From the listing, collect all lines containing the word "this".

_Dataset_.
* * * * * * *

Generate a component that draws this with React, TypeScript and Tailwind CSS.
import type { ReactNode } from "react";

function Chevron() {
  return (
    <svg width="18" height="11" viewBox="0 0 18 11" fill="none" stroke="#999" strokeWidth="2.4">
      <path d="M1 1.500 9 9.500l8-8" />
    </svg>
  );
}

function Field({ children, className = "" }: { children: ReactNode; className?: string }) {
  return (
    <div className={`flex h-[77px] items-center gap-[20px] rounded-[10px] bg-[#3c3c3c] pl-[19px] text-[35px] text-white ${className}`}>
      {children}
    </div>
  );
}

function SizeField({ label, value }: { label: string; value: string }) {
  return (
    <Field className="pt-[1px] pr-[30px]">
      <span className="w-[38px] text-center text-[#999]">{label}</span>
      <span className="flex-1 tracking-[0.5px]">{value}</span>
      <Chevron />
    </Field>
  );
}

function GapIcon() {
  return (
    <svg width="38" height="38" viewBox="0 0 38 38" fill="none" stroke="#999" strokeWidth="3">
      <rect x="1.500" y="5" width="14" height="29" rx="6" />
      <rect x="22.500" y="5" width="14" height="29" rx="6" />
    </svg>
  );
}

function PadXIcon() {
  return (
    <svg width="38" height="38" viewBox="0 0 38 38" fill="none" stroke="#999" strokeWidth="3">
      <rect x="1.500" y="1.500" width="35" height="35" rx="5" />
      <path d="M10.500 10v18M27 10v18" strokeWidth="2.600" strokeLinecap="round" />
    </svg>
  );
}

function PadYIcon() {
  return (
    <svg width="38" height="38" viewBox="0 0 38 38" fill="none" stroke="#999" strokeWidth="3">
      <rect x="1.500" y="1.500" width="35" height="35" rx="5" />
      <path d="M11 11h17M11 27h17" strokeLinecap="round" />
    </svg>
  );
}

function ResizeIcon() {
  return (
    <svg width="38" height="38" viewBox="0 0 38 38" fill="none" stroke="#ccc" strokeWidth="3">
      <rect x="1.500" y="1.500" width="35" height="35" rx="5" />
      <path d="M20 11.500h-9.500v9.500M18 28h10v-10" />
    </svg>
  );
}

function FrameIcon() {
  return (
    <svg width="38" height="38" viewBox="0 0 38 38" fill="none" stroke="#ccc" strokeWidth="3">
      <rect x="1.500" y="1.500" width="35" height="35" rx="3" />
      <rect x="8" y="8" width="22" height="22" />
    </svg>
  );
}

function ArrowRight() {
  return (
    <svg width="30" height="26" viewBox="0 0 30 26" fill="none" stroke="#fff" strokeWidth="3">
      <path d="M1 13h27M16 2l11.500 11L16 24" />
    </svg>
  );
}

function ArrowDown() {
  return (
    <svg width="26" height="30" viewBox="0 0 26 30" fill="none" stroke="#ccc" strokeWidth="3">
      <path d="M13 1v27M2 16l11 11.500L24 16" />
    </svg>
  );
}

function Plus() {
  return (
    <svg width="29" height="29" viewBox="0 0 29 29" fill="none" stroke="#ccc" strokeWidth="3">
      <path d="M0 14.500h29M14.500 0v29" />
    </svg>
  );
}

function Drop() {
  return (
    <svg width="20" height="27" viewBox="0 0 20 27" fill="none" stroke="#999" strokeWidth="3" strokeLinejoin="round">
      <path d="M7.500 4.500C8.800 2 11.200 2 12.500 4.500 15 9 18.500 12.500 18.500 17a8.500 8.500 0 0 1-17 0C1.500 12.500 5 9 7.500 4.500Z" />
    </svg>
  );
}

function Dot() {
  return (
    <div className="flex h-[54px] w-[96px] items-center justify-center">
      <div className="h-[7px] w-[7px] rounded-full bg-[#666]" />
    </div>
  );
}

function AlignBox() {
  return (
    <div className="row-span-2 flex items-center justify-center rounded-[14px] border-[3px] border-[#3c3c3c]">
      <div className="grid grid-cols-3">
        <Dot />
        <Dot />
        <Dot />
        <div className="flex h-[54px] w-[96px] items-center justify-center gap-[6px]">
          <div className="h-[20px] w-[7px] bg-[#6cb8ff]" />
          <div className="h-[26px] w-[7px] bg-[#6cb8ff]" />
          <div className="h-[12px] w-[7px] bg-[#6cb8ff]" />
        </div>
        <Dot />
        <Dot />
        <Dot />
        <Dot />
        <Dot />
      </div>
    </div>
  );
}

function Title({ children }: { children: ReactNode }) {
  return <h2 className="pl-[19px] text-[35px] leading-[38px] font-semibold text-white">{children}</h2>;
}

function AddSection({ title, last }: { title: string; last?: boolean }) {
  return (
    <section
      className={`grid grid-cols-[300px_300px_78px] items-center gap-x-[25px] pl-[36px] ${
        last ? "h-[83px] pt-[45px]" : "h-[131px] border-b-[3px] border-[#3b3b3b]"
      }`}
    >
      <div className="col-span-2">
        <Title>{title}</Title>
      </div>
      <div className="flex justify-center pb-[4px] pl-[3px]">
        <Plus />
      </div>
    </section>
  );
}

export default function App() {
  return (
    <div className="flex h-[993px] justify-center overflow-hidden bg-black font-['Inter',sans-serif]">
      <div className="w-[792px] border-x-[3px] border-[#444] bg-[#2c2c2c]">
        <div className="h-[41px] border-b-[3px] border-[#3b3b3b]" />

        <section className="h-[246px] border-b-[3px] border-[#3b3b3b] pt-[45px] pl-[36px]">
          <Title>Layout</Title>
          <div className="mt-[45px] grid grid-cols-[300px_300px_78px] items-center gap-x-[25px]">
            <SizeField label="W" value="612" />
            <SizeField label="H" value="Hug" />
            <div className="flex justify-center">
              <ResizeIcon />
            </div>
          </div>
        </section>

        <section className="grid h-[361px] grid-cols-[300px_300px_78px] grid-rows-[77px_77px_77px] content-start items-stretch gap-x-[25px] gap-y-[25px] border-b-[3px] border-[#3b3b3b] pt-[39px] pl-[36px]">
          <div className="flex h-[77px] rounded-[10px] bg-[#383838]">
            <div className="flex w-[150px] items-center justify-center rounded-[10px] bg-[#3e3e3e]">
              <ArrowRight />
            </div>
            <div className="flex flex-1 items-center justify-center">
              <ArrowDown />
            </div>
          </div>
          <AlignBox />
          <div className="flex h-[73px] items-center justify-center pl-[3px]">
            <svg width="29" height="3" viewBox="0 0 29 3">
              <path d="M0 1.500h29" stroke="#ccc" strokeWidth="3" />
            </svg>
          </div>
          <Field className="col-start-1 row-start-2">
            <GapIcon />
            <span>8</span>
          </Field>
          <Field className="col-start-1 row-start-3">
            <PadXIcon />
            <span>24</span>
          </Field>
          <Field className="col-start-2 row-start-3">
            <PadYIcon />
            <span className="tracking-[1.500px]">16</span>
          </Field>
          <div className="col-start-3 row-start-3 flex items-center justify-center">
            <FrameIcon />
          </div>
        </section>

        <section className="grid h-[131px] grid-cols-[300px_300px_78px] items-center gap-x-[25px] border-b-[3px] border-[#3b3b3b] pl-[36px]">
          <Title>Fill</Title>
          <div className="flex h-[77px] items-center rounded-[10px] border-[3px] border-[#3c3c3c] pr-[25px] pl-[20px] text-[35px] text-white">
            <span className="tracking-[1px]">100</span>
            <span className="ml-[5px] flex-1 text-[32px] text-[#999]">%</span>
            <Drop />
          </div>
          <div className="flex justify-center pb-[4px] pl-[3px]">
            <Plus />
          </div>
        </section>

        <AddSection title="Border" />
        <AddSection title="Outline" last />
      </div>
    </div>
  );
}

* * * * * * *

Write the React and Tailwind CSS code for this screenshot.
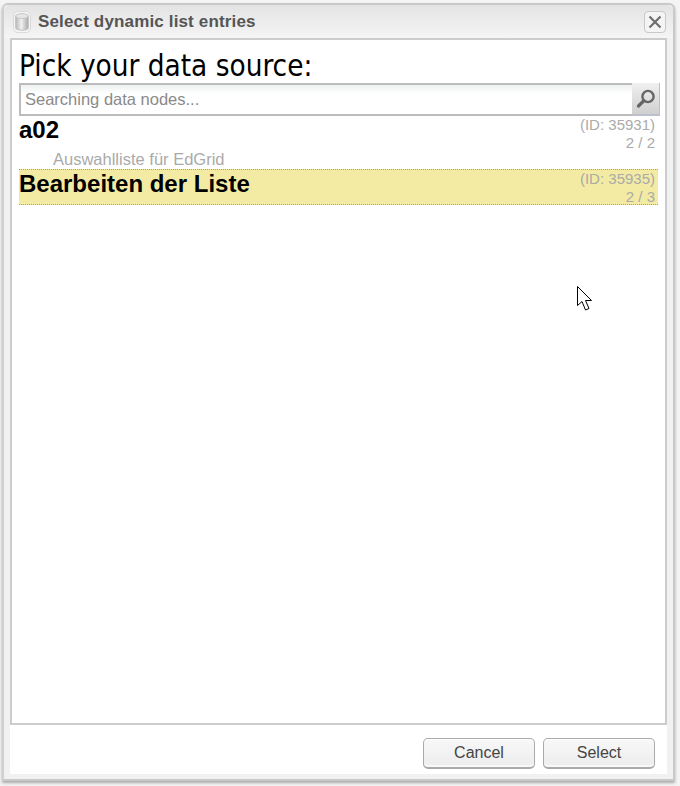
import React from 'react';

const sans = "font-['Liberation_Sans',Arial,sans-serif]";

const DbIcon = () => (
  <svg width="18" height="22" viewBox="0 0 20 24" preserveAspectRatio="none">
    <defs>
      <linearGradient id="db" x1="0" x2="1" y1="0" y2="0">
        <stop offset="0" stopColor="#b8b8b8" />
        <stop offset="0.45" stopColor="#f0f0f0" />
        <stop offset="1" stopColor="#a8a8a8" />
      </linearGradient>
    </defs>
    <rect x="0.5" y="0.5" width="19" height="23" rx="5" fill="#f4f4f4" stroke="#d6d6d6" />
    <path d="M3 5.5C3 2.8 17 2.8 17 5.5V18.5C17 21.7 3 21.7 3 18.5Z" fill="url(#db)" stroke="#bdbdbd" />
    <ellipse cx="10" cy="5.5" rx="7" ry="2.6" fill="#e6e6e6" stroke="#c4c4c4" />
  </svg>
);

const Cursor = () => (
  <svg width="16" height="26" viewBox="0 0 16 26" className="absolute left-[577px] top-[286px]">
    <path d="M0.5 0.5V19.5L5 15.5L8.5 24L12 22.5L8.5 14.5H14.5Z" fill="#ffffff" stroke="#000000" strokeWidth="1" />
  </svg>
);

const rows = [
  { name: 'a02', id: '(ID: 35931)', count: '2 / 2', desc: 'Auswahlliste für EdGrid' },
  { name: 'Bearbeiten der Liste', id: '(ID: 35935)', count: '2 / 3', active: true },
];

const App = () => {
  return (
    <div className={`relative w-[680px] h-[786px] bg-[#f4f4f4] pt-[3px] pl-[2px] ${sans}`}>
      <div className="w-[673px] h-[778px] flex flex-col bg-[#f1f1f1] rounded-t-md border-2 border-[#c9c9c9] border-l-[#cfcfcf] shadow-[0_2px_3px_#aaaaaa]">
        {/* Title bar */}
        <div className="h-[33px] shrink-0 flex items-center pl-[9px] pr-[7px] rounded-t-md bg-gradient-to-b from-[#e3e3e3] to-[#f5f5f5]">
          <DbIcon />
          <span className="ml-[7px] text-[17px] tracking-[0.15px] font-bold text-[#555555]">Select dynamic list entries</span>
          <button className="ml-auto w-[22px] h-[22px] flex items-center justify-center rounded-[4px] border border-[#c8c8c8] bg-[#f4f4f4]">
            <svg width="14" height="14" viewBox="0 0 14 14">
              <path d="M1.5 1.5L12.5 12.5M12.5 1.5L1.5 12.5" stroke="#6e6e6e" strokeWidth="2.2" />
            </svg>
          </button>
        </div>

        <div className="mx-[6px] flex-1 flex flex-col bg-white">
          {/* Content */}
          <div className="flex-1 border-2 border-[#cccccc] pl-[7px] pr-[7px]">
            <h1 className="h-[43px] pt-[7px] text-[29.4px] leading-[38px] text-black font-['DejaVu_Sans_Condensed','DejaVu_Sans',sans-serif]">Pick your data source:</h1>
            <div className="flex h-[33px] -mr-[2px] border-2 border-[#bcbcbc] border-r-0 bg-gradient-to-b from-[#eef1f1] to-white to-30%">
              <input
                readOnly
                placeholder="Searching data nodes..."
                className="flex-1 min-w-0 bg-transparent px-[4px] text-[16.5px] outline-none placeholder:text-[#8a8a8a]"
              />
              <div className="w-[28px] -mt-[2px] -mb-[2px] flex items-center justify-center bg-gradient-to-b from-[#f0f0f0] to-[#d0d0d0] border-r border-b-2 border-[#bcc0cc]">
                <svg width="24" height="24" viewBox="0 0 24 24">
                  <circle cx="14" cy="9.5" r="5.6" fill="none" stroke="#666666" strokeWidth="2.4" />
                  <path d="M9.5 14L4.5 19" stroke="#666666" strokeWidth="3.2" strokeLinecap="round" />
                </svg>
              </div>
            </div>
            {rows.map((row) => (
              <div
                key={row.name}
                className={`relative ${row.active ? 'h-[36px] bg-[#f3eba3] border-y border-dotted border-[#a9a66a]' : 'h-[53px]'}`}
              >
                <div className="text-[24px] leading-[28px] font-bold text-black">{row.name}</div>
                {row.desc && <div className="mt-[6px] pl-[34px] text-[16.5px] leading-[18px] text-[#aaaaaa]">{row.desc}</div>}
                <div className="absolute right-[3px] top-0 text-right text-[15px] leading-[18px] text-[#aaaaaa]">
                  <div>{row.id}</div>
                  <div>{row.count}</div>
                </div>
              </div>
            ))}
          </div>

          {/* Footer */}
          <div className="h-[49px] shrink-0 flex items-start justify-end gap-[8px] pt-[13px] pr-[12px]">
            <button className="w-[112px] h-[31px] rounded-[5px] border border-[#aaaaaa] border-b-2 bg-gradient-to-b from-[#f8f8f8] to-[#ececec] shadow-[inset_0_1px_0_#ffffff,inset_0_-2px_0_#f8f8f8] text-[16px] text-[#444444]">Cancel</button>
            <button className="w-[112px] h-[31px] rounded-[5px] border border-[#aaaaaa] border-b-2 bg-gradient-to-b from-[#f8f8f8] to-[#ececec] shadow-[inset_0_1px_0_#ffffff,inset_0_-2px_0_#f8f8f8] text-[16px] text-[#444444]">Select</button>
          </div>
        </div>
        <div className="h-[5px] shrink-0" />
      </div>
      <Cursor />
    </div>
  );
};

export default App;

* * * * * * *

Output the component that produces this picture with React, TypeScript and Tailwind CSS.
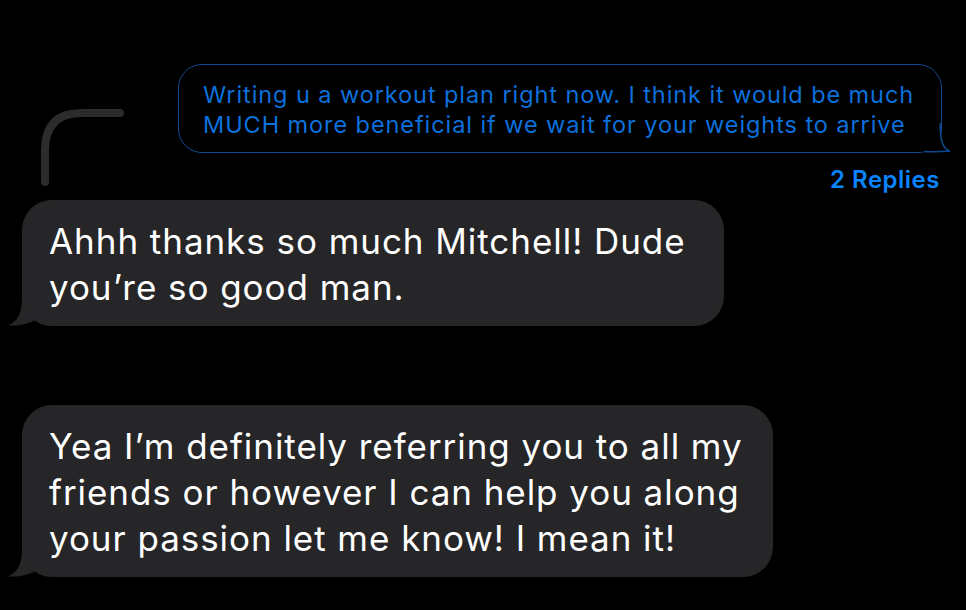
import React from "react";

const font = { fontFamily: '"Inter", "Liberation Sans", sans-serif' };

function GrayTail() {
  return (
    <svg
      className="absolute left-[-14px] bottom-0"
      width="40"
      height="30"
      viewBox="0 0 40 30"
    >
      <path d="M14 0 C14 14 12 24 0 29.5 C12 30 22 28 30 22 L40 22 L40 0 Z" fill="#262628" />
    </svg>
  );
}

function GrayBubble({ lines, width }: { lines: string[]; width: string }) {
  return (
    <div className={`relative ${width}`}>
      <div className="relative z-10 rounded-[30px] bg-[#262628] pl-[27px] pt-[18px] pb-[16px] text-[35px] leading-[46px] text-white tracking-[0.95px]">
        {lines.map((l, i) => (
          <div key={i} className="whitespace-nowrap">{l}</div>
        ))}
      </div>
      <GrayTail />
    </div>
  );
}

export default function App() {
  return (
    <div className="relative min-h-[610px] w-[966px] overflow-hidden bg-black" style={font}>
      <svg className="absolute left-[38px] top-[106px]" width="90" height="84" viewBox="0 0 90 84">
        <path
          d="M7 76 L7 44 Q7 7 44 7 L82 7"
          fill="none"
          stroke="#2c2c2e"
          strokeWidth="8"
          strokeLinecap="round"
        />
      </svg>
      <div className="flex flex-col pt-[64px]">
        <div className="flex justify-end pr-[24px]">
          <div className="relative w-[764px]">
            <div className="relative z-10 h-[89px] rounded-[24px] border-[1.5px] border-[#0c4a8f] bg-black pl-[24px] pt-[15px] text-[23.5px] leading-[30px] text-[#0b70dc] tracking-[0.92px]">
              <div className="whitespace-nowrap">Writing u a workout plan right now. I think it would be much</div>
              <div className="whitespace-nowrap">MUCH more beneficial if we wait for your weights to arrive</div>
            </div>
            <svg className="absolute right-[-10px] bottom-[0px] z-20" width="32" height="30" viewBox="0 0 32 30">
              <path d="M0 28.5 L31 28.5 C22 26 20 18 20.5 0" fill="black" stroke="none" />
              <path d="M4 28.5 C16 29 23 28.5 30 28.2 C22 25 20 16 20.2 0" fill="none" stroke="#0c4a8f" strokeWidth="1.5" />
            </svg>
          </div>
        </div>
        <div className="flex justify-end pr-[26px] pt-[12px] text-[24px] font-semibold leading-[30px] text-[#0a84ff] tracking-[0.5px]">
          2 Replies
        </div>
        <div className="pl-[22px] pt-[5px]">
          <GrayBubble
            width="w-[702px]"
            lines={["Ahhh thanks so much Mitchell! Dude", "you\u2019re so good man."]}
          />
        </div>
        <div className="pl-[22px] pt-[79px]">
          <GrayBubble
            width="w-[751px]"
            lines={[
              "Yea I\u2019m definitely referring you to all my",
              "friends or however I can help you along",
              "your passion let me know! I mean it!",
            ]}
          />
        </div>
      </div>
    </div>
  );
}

* * * * * * *

_Complete answer_.
Generate a component that draws this with React, TypeScript and Tailwind CSS.
Write the React and Tailwind CSS code for this screenshot.
Output the component that produces this picture with React, TypeScript and Tailwind CSS.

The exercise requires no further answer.